Incorporating various information architectures (models) such as DW/BI, MDM, and Metadata and tying objects from these with implementation artifacts can enable rich knowledge discovery about the EIM program performance.
Of course, translating Information Architecture components into enterprise ontologies must be supported by clear business drivers. Unless the organization is very experienced with RDF/OWL, experts advise developing enterprise ontologies in very small (relatively) iterations. Even a modest number of asserted triples in an ontology can result in a large number of inferred triples. Spend adequate time in testing to ensure that the inferred triples created by the inferencing engine make sense.

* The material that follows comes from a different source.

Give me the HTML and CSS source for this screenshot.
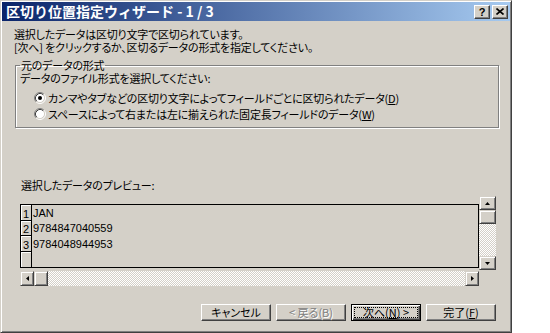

Semantic models or ontologies typically fall under Information Architecture in EIM programs – these should not just be something that web developers put together. After all, the Semantic Web is a “web of data.” The ECDM is most closely related to ontologies as it identifies key business concepts and the relationships between them. Incorporating other aspects of Information Architecture into enterprise ontologies can enrich these and enable greater knowledge discovery about the business and the EIM programs.